Works of Limited Circulation

Provide the name of the database or archive for works of limited circulation, such as dissertations and theses, manuscripts posted in a preprint archive, and monographs in ERIC. The database may also contain works of wide circulation, such as journal articles—only the works of limited circulation need database information in the reference.

References for works of limited circulation from databases or archives are similar to report references. The name of the database or archive is provided in the source element (in title case without italics), the same as a publisher name, and followed by a period. After the database or archive information, also provide the DOI or URL of the work. If the URL is session-specific (meaning it will not resolve for readers), provide the URL of the database home page or login page instead.

The following are examples of works of limited circulation from databases or archives (for additional examples, see Section 9.30 of the Publication Manual):   

  • dissertations and theses published in ProQuest Dissertations and Theses Global

Risto, A. (2014). The impact of social media and texting on students’ academic writing skills (Publication No. 3683242) [Doctoral dissertation, Tennessee State University]. ProQuest Dissertations and Theses Global.

  • Parenthetical citation: (Risto, 2014)
  • Narrative citation: Risto (2014)
  • manuscripts posted in a preprint archive such as PsyArXiv

Inbar, Y., & Evers, E. R. K. (2019). Worse is bad: Divergent inferences from logically equivalent comparisons.

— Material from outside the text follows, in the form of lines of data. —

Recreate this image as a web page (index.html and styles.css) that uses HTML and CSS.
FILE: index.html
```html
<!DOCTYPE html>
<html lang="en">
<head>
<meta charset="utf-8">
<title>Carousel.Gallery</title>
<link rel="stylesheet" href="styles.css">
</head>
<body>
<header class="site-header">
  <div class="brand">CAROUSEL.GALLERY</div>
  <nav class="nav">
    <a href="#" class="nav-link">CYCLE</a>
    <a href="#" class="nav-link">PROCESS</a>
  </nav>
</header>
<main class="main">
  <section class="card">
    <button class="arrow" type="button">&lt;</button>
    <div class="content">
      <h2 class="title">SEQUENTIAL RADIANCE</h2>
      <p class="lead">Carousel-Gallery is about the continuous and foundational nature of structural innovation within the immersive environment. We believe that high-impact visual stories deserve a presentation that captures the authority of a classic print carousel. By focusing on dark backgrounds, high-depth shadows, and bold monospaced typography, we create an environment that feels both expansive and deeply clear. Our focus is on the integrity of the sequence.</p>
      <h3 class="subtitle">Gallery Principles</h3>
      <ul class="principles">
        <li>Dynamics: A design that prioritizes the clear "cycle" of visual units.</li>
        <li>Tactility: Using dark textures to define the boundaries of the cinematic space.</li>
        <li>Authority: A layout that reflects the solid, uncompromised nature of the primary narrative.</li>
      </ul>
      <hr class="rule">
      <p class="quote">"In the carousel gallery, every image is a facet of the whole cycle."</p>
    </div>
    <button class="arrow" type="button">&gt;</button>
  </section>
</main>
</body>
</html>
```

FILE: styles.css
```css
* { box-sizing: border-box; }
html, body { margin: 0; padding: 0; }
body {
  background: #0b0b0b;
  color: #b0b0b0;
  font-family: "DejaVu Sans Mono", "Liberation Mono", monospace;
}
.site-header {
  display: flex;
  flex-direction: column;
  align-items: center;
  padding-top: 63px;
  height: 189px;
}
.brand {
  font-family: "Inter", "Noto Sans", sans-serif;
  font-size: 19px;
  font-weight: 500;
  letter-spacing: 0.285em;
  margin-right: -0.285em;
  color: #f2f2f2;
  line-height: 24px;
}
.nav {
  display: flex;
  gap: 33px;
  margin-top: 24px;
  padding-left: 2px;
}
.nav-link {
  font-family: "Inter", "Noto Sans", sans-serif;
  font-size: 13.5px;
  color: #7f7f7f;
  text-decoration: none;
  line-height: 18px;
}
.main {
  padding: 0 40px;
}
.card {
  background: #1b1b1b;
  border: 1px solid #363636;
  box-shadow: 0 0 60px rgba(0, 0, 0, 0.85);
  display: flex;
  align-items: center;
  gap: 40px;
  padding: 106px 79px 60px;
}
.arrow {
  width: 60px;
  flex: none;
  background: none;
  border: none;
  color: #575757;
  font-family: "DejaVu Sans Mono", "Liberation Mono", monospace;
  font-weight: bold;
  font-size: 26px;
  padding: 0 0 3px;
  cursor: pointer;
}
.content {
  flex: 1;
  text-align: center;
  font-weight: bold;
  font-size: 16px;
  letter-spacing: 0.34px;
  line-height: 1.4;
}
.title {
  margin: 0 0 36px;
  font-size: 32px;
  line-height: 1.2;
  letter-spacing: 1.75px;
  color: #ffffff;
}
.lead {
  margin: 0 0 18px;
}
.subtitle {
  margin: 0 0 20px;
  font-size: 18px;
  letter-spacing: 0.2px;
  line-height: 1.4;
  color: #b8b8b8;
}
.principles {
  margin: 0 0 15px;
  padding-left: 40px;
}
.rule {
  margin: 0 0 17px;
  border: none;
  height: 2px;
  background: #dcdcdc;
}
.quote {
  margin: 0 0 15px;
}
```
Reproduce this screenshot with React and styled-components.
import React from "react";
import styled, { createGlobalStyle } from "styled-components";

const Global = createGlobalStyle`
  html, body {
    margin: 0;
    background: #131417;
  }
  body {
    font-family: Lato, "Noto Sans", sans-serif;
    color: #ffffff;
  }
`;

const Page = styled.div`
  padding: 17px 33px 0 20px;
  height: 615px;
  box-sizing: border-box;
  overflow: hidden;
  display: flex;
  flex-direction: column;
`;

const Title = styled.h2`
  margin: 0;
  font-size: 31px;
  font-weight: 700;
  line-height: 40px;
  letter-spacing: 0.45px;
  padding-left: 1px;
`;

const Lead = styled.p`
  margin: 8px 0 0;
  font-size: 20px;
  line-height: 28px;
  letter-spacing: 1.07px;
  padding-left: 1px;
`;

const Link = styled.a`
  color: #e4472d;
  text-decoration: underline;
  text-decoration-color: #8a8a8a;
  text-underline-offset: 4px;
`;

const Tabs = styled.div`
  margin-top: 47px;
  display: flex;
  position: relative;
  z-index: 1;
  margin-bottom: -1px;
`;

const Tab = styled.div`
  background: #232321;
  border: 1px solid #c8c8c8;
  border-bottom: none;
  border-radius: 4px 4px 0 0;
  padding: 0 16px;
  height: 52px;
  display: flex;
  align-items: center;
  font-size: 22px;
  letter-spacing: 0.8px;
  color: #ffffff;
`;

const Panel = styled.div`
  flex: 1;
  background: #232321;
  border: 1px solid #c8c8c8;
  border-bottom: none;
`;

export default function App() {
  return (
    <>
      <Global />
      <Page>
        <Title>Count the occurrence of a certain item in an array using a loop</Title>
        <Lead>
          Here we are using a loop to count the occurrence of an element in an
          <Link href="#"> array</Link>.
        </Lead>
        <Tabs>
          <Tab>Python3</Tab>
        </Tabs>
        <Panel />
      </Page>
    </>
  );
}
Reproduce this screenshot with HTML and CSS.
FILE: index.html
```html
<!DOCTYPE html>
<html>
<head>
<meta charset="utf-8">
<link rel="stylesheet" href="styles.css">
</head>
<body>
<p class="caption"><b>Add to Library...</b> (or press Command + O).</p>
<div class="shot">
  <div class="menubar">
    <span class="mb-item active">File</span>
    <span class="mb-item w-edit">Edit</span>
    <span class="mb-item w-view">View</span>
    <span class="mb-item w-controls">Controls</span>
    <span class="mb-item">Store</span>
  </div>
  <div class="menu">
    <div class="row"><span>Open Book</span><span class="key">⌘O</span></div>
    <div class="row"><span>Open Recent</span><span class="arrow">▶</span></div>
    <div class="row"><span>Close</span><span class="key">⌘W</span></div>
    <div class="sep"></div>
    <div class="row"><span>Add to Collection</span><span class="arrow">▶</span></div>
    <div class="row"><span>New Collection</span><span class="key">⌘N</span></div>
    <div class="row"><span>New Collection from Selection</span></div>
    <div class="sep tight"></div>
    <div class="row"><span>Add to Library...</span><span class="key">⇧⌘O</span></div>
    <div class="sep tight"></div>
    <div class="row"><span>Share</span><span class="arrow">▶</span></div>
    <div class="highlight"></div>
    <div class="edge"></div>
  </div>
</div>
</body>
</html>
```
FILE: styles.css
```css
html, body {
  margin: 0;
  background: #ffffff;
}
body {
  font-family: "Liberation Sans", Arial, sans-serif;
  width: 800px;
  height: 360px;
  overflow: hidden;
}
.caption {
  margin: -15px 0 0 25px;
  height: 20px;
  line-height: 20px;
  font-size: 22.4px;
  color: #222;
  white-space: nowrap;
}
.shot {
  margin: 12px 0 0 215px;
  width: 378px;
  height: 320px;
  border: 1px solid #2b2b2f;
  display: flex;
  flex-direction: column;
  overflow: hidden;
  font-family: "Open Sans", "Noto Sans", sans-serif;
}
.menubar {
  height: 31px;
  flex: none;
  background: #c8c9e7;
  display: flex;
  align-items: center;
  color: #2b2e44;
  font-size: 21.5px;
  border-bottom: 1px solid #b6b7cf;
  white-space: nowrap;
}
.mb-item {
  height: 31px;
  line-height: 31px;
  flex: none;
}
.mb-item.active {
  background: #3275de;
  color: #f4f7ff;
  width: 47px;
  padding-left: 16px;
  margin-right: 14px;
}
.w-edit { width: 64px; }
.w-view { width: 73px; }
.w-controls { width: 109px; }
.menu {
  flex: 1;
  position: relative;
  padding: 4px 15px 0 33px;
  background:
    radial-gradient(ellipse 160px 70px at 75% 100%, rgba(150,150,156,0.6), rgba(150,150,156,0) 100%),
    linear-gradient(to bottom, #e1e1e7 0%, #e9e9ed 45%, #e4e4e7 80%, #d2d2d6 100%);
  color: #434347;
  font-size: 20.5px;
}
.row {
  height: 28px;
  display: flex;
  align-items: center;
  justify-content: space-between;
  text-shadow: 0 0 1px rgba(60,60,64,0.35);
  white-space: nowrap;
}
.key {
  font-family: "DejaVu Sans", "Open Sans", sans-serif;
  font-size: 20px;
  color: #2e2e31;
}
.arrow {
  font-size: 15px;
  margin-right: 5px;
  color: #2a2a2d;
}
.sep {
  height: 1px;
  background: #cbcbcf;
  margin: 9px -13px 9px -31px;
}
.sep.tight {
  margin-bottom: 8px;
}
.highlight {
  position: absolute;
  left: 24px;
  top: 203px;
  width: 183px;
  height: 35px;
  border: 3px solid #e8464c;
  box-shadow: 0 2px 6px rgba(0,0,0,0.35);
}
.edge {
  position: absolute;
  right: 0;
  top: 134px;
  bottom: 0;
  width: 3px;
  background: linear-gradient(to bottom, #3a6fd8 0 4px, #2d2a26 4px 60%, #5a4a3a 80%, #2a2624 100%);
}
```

PsyArXiv. https://doi.org/10.31234/osf.io/ueymx

  • Parenthetical citation: (Inbar & Evers, 2014)
  • Narrative citation: Inbar and Evers (2014)
  • monographs published in ERIC

Riegelman, R. K., & Albertine, S. (2008). Recommendations for undergraduate public health education (ED504790). ERIC. https://files.eric.ed.gov/fulltext/ED504790.pdf

  • Parenthetical citation: (Riegelman & Albertine, 2008)
  • Narrative citation: Riegelman and Albertine (2008)

If you are in doubt as to whether to include database information in a reference, refer to the template for the reference type in question (see Chapter 10 of the Publication Manual).